If you encounter a problem with the admonition icon's display, install mkdocs-extra-sass-plugin
and configure it as this comment.
Another easy-and-simple approach is print pages which use browser. There is a plugin (mkdocs-pdf-with-js-plugin) that has done a good job.
In our experiment, we use another fork version here for better documentation and other customization.
However, it doesn't contain the combined
feature (combine all pages into a single PDF file) and other functionalities that we need as mkdocs-with-pdf package.
We achieved this using many dependencies.
Install mkdocs-pdf-with-js-plugin
and configure in mkdocs.yml
:
- pdf-with-js:
enable: true # should enable only when need PDF files
add_download_button: false
display_header_footer: true
header_template: >-
<div style="font-size:8px; margin:auto; color:lightgray;">
<span class="title">MLOpsVN</span>
</div>
footer_template: >-
<div style="font-size:8px; margin:auto; color:lightgray;">
</div>
Run: ENABLE_PDF_EXPORT=1 mkdocs build
. Each markdown file will be exported to a PDF file.
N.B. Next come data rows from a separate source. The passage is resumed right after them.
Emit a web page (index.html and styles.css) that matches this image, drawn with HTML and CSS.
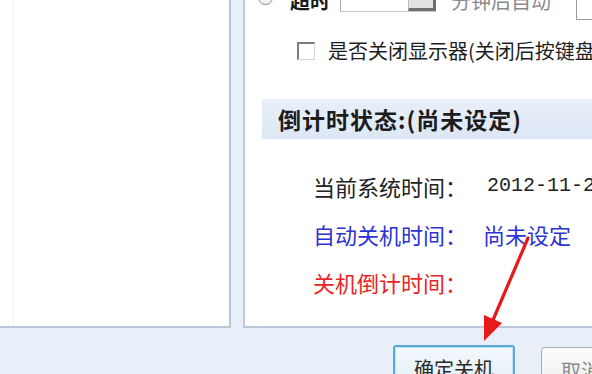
FILE: index.html
```html
<!DOCTYPE html>
<html lang="zh-CN">
<head>
<meta charset="utf-8">
<title>定时关机</title>
<link rel="stylesheet" href="styles.css">
</head>
<body>
<div class="window">
  <div class="panels">
    <div class="left-panel"><div class="left-inner"></div></div>
    <div class="right-panel">
      <div class="top-row">
        <span class="radio"></span>
        <span class="lbl-bold">超时</span>
        <span class="spin"><span class="spin-field"></span><span class="spin-btn"></span></span>
        <span class="lbl-grey">分钟后自动</span>
        <span class="combo"></span>
      </div>
      <div class="check-row">
        <span class="checkbox"></span>
        <span class="check-text">是否关闭显示器(关闭后按键盘任意键可唤醒)</span>
      </div>
      <div class="status-head">倒计时状态:(尚未设定)</div>
      <div class="status-grid">
        <span class="k">当前系统时间：</span><span class="v date">2012-11-20 10:15:32</span>
        <span class="k blue">自动关机时间：</span><span class="v blue">尚未设定</span>
        <span class="k red">关机倒计时间：</span><span class="v red"></span>
      </div>
    </div>
  </div>
  <div class="buttons">
    <button class="btn primary">确定关机</button>
    <button class="btn">取消</button>
  </div>
  <svg class="arrow" width="592" height="374" viewBox="0 0 592 374">
    <line x1="528" y1="238" x2="493" y2="320" stroke="#e8191b" stroke-width="3.2" stroke-linecap="round"/>
    <polygon points="484,341 502,323 484,315" fill="#e8191b"/>
  </svg>
</div>
</body>
</html>
```

FILE: styles.css
```css
* { box-sizing: border-box; }
html, body {
  margin: 0;
  padding: 0;
  width: 592px;
  height: 374px;
  overflow: hidden;
  background: #e9eff9;
  font-family: "Noto Sans CJK SC", "Noto Sans", sans-serif;
  color: #222;
}
.window {
  position: relative;
  width: 592px;
  height: 374px;
  overflow: hidden;
}
.panels {
  display: flex;
  height: 328px;
}
.left-panel {
  width: 231px;
  flex: none;
  background: #fff;
  border-right: 2px solid #b7c5da;
  border-bottom: 2px solid #b9c6d8;
  padding-left: 13px;
}
.left-inner {
  height: 100%;
  border-left: 1px solid #f1f3f7;
}
.right-panel {
  margin-left: 12px;
  flex: 1;
  min-width: 0;
  background: #fff;
  border-left: 2px solid #bccadf;
  border-bottom: 2px solid #b9c6d8;
  overflow: hidden;
  white-space: nowrap;
}
.top-row {
  display: flex;
  align-items: center;
  height: 30px;
  margin-top: -14px;
  padding-left: 13px;
  font-size: 20px;
}
.top-row > * { flex: none; }
.radio {
  align-self: flex-start;
  margin-top: 4px;
  width: 15px;
  height: 15px;
  border-radius: 50%;
  border: 1px solid #8b8b8b;
  background: #f4f4f4;
}
.lbl-bold {
  margin-left: 17px;
  font-weight: bold;
  color: #1a1a1a;
  line-height: 24px;
}
.spin {
  align-self: flex-start;
  display: flex;
  margin-left: 10px;
  width: 96px;
  height: 26px;
  border-left: 1px solid #a9a9a9;
  border-bottom: 1px solid #c8c8c8;
}
.spin-field { flex: 1; background: #fff; }
.spin-btn {
  width: 28px;
  background: #e2e2e2;
  border-left: 1px solid #bdbdbd;
  border-right: 3px solid #6f6f6f;
  border-bottom: 3px solid #6f6f6f;
}
.lbl-grey {
  margin-left: 15px;
  color: #8a8a8a;
  line-height: 24px;
}
.combo {
  align-self: flex-start;
  margin-left: 25px;
  width: 40px;
  height: 34px;
  border: 1px solid #9a9a9a;
}
.check-row {
  display: flex;
  align-items: center;
  margin-top: 23px;
  padding-left: 52px;
  height: 24px;
}
.checkbox {
  width: 18px;
  height: 18px;
  border-top: 2px solid #7d7d7d;
  border-left: 2px solid #7d7d7d;
  border-right: 1px solid #d6d6d6;
  border-bottom: 1px solid #d6d6d6;
  background: #fff;
  flex: none;
}
.check-text {
  margin-left: 13px;
  font-size: 20px;
  line-height: 24px;
  color: #1e1e1e;
}
.status-head {
  margin-top: 36px;
  margin-left: 17px;
  height: 40px;
  padding-left: 16px;
  background: linear-gradient(#e8eff9, #dde7f5);
  font-size: 23px;
  font-weight: bold;
  line-height: 40px;
  color: #1c1c1c;
  letter-spacing: 1px;
}
.status-grid {
  display: grid;
  grid-template-columns: 170px auto;
  row-gap: 22px;
  margin-top: 34px;
  padding-left: 68px;
  font-size: 22px;
  line-height: 26px;
}
.date {
  font-family: "Liberation Mono", monospace;
  font-size: 20px;
  color: #222;
  padding-left: 4px;
}
.blue { color: #2b33d3; }
.red { color: #ea2424; }
.buttons {
  display: flex;
  gap: 26px;
  padding-left: 393px;
  margin-top: 17px;
}
.btn {
  flex: none;
  height: 48px;
  padding: 0 18px;
  font-family: "Noto Sans CJK SC", "Noto Sans", sans-serif;
  font-size: 20px;
  line-height: 44px;
  color: #2a2a2a;
  background: linear-gradient(#fbfbfb, #ececec);
  border: 1px solid #acacac;
  border-radius: 3px;
  white-space: nowrap;
}
.btn.primary {
  width: 122px;
  border: 2px solid #5fa9d6;
  box-shadow: inset 0 0 0 1px #bfe3f6;
  background: linear-gradient(#f3f9fd, #e3eef6);
}
.btn:not(.primary) {
  margin-top: 2px;
  color: #8a8a8a;
  width: 80px;
}
.arrow {
  position: absolute;
  left: 0;
  top: 0;
  pointer-events: none;
}
```
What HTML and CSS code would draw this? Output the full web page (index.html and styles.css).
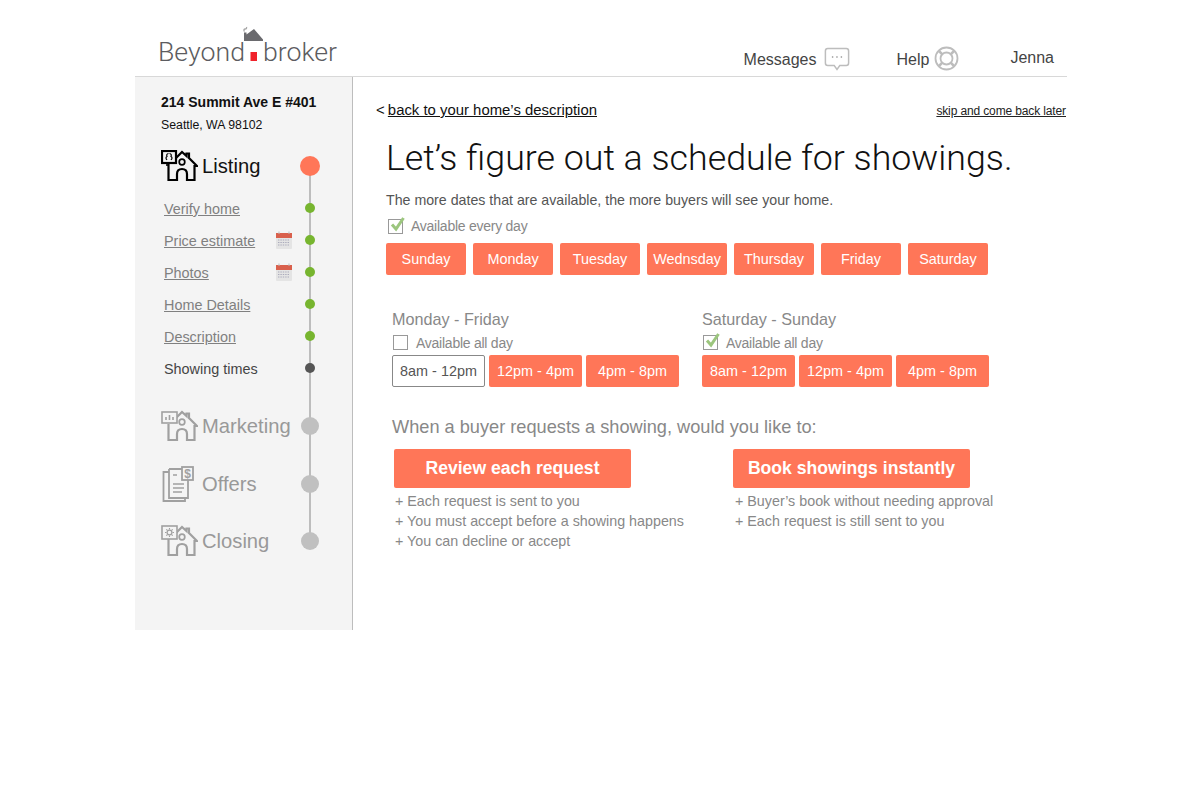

Then, we will define the order of all PDFs when merging into one unique file by putting the PDF name from top to bottom:
In chapters.txt
:
Home.pdf
MLOps_Crash_Course.pdf
Tổng_quan_MLOps.pdf
Phân_tích_vấn_đề.pdf
MLOps_platform.pdf
POC.pdf
Tổng_quan_pipeline.pdf
Airflow_cơ_bản.pdf
Feature_store.pdf
Xây_dựng_pipeline.pdf
Training_pipeline.pdf
Model_serving.pdf
Tổng_quan_monitoring.pdf
Metrics_hệ_thống.pdf
Thiết_kế_monitoring_service.pdf
Triển_khai_monitoring_service.pdf
Giới_thiệu.pdf
Kiểm_thử_hệ_thống.pdf
Jenkins_cơ_bản.pdf
CI_CD_cho_data_pipeline.pdf
CI_CD_cho_model_serving.pdf
Tổng_kết.pdf
Contributing.pdf
Code_of_Conduct.pdf
Then run the following script. Remember that this script is just a hint of what we have done, it has not been completed yet and has not run "as is".
# ================================================================================================
# Move all pdfs from "site" (the output dir of pdf exporting) to the scripts/pdf_export/pdfs
# ================================================================================================
find site -name "*.pdf" -exec mv {} scripts/pdf_export/pdfs \;
cd scripts/pdf_export/pdfs
# ================================================================================================
# Merge all pdfs into one single pdf file wrt the file name's order in chapters.txt
# ================================================================================================
# REMEMBER to put the chapters.txt into scripts/pdf_export/pdfs.
# Install: https://www.pdflabs.com/tools/pdftk-server/
# Install for M1 only: https://stackoverflow.com/a/60889993/6563277 to avoid the "pdftk: Bad CPU type in executable" on Mac
pdftk $(cat chapters.txt) cat output book.pdf
# ================================================================================================
# Add page numbers
# ================================================================================================
# Count pages https://stackoverflow.com/a/27132157/6563277
pageCount=$(pdftk book.pdf dump_data | grep "NumberOfPages" | cut -d":" -f2)
# Turn back to scripts/pdf_export
cd ..
# https://stackoverflow.com/a/30416992/6563277
# Create an overlay pdf file containing only page numbers
gs -o pagenumbers.pdf \
-sDEVICE=pdfwrite \
-g5950x8420 \
-c "/Helvetica findfont \
12 scalefont setfont \
1 1 ${pageCount} { \
/PageNo exch def \
450 20 moveto \
(Page ) show \
PageNo 3 string cvs \
show \
( of ${pageCount}) show \
showpage \
} for"
# Blend pagenumbers.pdf with the original pdf file
pdftk pdfs/book.pdf \
multistamp pagenumbers.pdf \
output final_book.pdf
However, we need other customization like table of contents, book cover, and author section, ... All the above steps are just merging and adding page nums! Lots of things to do.